Records excerpted from a collection:

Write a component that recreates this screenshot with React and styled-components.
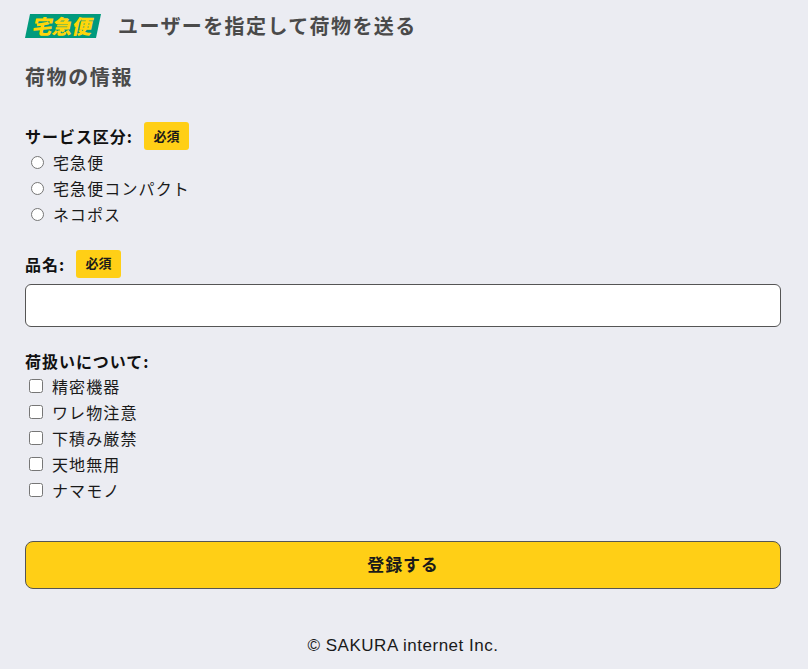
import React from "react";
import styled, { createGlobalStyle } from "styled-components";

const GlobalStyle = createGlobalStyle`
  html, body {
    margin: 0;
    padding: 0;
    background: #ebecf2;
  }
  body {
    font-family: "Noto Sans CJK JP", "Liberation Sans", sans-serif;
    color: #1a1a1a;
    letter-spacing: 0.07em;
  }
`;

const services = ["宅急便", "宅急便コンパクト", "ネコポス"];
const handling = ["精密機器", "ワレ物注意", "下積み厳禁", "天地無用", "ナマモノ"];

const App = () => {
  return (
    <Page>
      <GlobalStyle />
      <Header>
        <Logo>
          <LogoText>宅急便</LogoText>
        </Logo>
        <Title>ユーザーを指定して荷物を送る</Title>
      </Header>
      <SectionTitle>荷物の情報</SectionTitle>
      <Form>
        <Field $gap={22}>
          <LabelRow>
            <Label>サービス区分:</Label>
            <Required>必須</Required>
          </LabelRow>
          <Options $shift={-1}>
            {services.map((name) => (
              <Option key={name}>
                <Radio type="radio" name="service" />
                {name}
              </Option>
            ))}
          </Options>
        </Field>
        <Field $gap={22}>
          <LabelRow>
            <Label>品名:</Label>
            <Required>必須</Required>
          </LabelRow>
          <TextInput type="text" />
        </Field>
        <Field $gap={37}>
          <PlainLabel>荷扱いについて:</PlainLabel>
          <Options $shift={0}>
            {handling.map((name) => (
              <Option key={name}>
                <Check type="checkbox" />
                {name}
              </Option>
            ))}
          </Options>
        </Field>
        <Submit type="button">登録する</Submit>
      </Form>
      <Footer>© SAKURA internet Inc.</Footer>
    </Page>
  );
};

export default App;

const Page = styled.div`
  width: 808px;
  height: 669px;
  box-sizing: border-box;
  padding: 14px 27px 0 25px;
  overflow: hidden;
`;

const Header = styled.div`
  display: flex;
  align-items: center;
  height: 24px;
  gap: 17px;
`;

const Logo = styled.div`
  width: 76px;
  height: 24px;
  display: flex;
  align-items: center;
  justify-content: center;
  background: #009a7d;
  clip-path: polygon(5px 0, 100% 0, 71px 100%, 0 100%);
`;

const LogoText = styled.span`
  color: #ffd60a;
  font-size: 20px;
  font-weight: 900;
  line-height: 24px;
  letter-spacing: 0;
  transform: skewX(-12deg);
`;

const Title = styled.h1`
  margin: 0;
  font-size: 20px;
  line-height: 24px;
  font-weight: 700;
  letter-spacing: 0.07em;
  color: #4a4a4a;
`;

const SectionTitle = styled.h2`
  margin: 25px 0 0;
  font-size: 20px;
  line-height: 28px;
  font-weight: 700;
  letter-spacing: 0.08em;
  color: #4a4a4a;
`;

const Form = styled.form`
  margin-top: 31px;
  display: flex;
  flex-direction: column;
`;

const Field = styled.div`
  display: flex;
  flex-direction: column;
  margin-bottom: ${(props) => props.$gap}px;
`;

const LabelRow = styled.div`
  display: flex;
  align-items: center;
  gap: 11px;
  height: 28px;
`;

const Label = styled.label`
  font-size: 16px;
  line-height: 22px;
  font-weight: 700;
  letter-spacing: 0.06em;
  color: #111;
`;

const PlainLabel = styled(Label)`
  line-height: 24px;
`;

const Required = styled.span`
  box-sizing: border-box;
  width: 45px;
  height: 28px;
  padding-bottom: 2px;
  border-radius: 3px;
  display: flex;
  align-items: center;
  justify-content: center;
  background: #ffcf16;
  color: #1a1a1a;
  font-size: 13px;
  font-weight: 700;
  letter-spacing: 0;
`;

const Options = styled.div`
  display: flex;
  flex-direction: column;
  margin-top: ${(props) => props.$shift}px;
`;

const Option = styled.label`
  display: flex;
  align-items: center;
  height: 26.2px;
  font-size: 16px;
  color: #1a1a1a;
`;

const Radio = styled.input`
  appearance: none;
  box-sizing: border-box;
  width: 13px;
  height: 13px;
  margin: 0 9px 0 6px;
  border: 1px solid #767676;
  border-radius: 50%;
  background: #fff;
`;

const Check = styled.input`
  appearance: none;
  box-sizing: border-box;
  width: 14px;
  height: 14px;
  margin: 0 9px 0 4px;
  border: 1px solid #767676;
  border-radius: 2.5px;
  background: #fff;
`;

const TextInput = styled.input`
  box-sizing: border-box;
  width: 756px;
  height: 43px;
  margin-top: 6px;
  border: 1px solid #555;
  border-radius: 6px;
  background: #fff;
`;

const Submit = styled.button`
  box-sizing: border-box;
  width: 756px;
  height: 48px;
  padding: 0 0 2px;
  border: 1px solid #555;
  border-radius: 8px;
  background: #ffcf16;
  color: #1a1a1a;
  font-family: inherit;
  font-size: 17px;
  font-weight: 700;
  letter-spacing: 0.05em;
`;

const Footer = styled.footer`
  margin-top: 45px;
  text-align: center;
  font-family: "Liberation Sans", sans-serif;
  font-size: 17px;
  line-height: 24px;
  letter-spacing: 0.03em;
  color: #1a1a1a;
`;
* * *
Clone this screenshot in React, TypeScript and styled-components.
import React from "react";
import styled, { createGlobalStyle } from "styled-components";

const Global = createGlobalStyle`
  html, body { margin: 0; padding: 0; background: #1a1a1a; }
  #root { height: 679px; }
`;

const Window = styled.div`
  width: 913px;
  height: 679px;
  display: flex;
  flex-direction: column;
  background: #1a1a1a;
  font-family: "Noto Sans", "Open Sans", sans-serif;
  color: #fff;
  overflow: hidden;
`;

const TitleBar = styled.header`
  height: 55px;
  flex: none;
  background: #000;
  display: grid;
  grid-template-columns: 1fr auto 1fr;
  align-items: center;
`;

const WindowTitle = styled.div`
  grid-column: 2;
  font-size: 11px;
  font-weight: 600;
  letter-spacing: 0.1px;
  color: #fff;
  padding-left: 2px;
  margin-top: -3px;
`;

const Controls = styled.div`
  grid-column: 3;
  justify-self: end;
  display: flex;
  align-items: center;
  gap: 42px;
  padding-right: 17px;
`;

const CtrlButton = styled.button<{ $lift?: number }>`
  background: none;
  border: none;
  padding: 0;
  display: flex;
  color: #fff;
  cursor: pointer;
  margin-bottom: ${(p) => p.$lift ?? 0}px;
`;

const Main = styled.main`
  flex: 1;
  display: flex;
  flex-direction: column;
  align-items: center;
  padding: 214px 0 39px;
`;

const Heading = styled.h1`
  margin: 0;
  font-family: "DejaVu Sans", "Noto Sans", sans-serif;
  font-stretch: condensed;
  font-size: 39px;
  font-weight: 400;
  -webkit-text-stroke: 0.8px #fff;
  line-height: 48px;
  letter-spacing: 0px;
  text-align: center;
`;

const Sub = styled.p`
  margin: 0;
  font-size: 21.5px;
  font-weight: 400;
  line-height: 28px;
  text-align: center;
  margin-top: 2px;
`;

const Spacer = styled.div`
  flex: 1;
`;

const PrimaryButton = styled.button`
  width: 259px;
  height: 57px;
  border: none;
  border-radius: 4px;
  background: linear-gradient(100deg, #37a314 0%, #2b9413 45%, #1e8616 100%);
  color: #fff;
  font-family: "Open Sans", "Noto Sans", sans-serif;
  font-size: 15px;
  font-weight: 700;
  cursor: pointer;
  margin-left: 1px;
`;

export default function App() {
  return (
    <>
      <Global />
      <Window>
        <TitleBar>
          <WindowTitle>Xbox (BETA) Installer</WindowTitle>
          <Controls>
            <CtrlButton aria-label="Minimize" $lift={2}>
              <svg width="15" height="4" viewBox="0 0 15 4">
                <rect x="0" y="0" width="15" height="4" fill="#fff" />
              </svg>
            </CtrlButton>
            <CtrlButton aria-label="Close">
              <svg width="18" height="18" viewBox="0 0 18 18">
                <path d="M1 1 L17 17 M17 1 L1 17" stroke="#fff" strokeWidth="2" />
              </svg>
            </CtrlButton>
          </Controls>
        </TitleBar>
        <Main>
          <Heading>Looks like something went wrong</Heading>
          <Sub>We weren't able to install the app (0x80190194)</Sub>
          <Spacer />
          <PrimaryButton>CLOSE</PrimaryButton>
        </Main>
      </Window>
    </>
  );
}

STATED GOAL – From the listing above, copy out each line where the word "React" appears.

OUTPUT FOR THIS TASK –
Write a component that recreates this screenshot with React and styled-components.
import React from "react";
Clone this screenshot in React, TypeScript and styled-components.
import React from "react";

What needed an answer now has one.